Pittsburgh is perhaps most familiar with Bourgeois as the artist behind one of the city's largest, most engaging public artworks. Downtown visitors have, since 1998, seen and interacted with her art installation — dubbed “Eyeball Park” for its collection of giant, disembodied ocular orbs — located in Agnes R. Katz Plaza at the corner of Penn Ave. and Seventh St. 

While the phrase “art gallery” often evokes prestigious white cube spaces reserved for established artists in formal exhibitions, public spaces, from coffee shops to libraries, also lend their walls and windows to artists. Exhibition Copy doesn’t reinvent that wheel but it does reconsider its capabilities and the terrain it can traverse. During a walkthrough with Rubin and Lewis, the curators mention how people who occupy the Lowrie St. site have, in some ways, become docents, providing additional context to the work for curious patrons, an aspect that speaks to the collaborative nature of the project.

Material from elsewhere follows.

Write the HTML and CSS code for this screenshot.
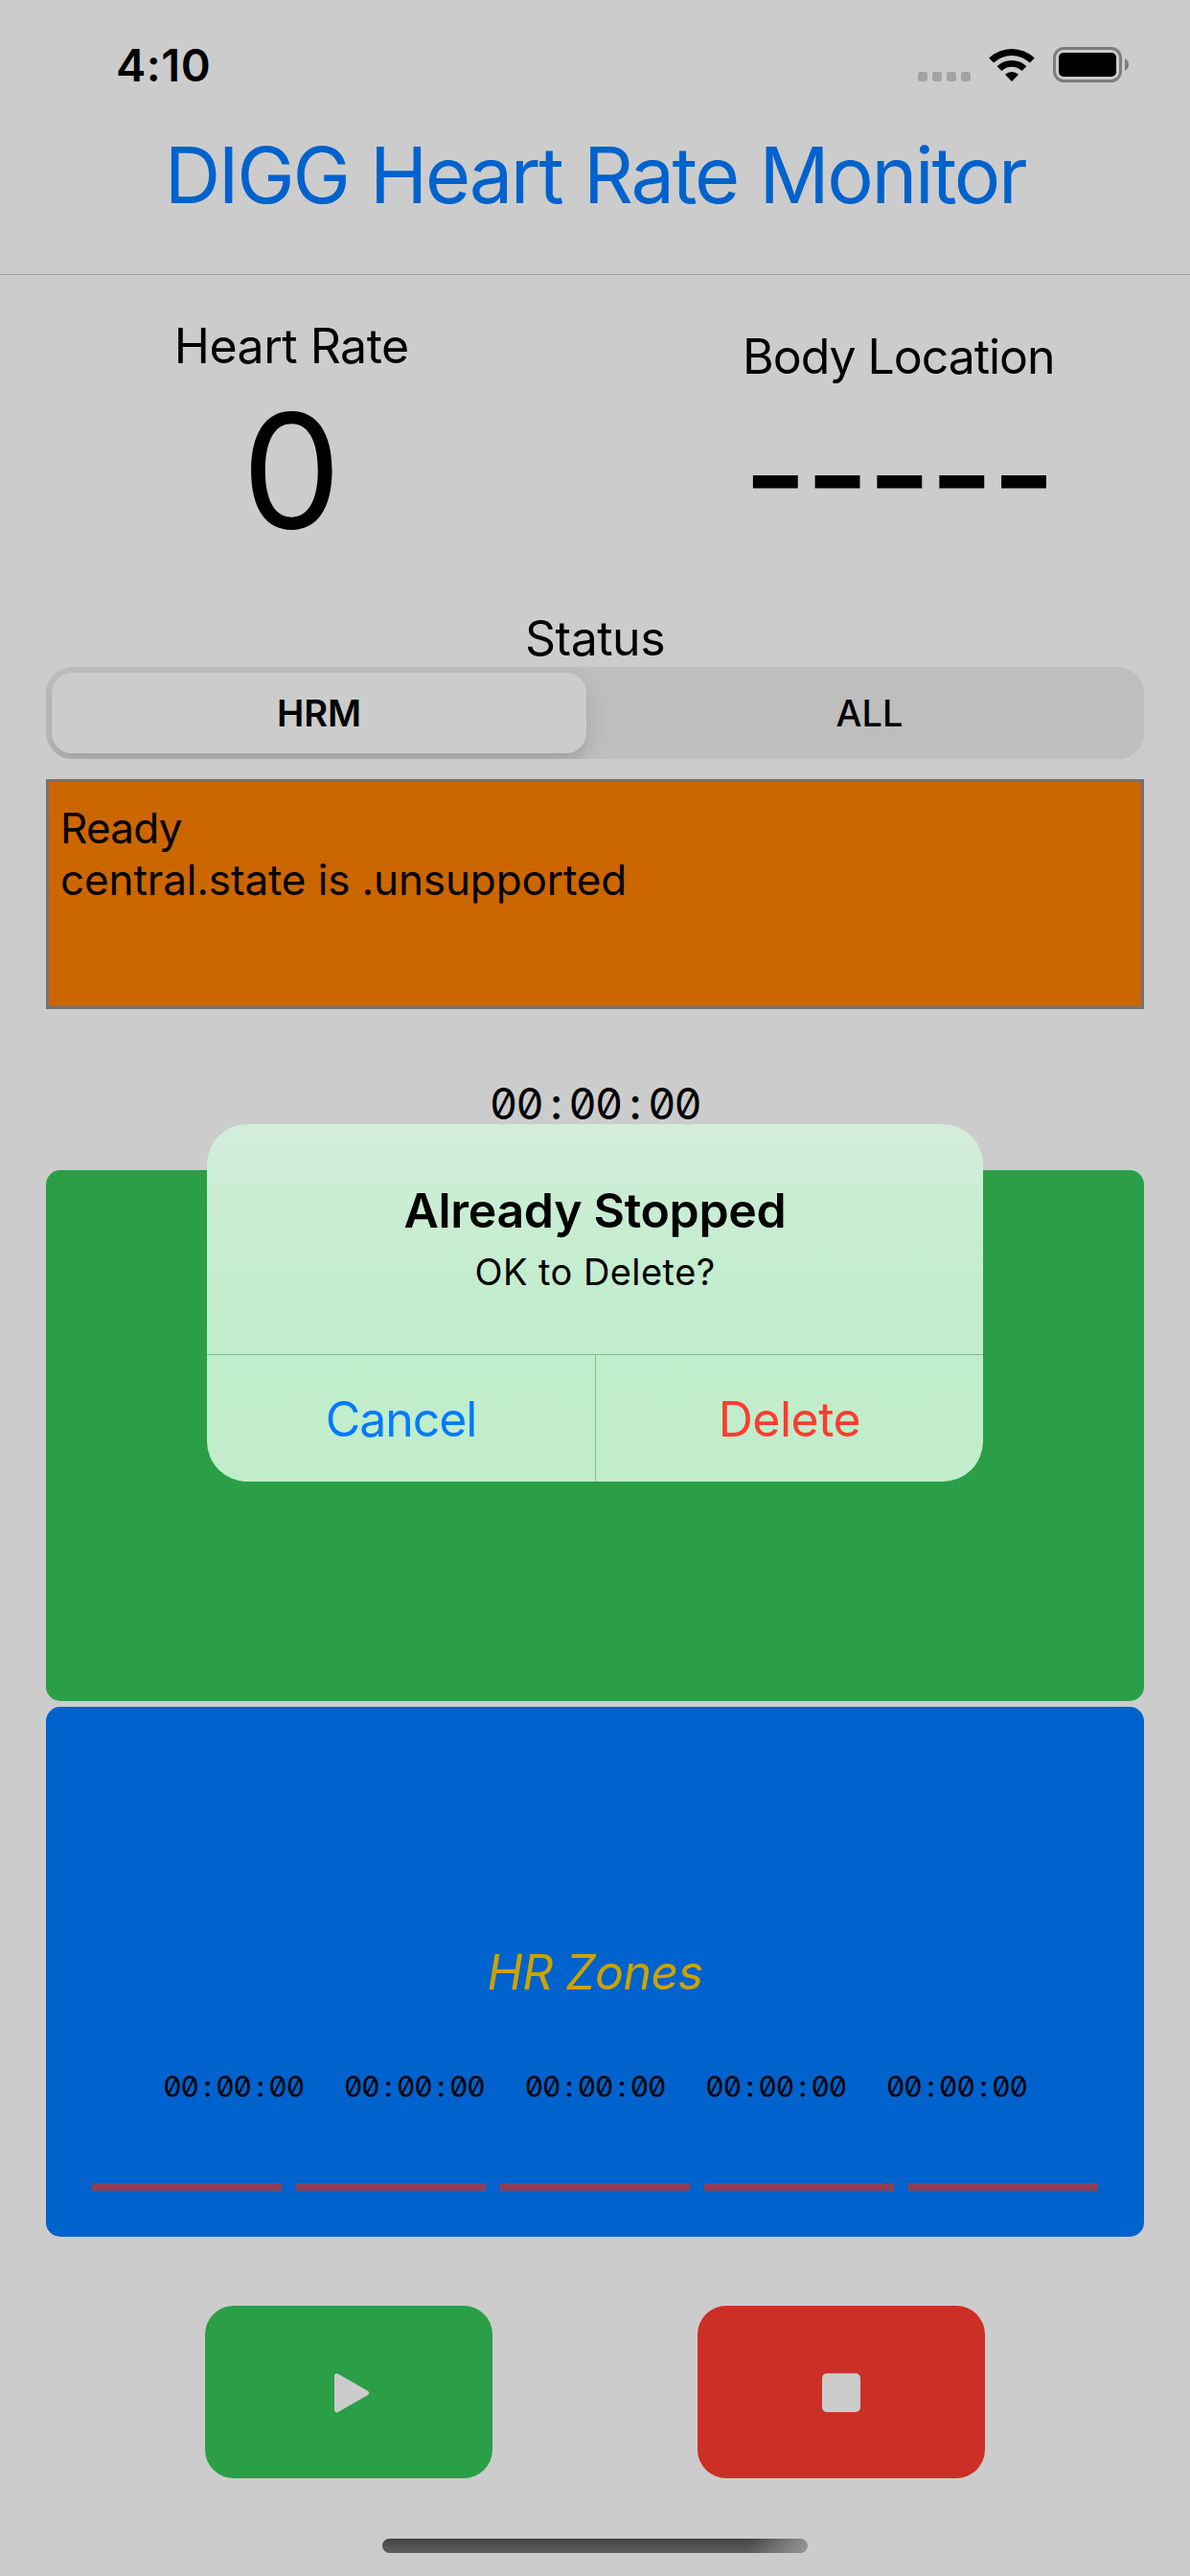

The Exhibition Copy curators planned displays that felt natural to each site. In the home, for example, the horizontally rectangular scarf hangs down like a curtain or banner. In the former beauty salon, the scarf features waves set delicately as if styled by a beautician. The pizza place scarf hangs underneath the business’ neon LED light sign, encased between plastic panels as if to protect it from potential staining via cooking fumes. 

The notary displays a multi-sheet, black-and-white facsimile of the scarf lying at the base of the window to the right of the entrance. In the window to the left side of the entrance is a framed, notarized acknowledgment of the project. 

Provident Charter School, an institution dedicated to children with dyslexia, features several replicas of the scarf, all hanging from classroom windows, made by third-grade students. The Provident scarves are the same scale as the original, using its template as a model, but each piece remains unique to the student artist who created it. On fabrics similar to the original, the text is handwritten, sometimes with personal embellishments such as hearts or stars, or blotches from where a marker rested on the fabric in a contemplative hand.

Exhibition Copy draws inspiration from its host Gallery Closed, a small, enclosed Troy Hill exhibition space visible only by looking through its windows, like a gallery after hours. Exhibition Copy functions similarly in that entry isn’t required for viewing, and works to demonstrate that there’s more to experiencing art than passively viewing it. The project creates moments for art to be encountered, as well as moments where curiosity might prompt an unplanned walk or spontaneous conversation. Not in the “art-creates-conversation” way that assumes an artwork is so deep that viewers must discuss its significance or its subject matter, but literal exchanges that might start with “What is that in the window?” It engages the neighborhood, and the community of people who uphold it. 

click to enlarge Exhibition Copy turns Troy Hill into a public gallery space (3)
Photo: Courtesy of Gallery Closed
A scarf by artist Louise Bourgeois hangs in the window of a former Troy Hill beauty salon as part of Exhibition Copy

The note worthiness of the artists only matters to those who care about that sort of thing, which isn’t everyone. It's cool that Bourgeois’ work is spread throughout a residential neighborhood. It’s cool that Troy Hill residents don’t have to go downtown or to Oakland to see her work or the work of upcoming artists who often show in museums. Location doesn’t necessarily determine significance, but it can change the context in which work is interpreted, and its impact. 

Exhibition Copy encourages consideration for how art normally shown in museums or traditional galleries might mean something different when displayed in nontraditional art spaces. It's an example of how art can be public beyond a sculpture or mural.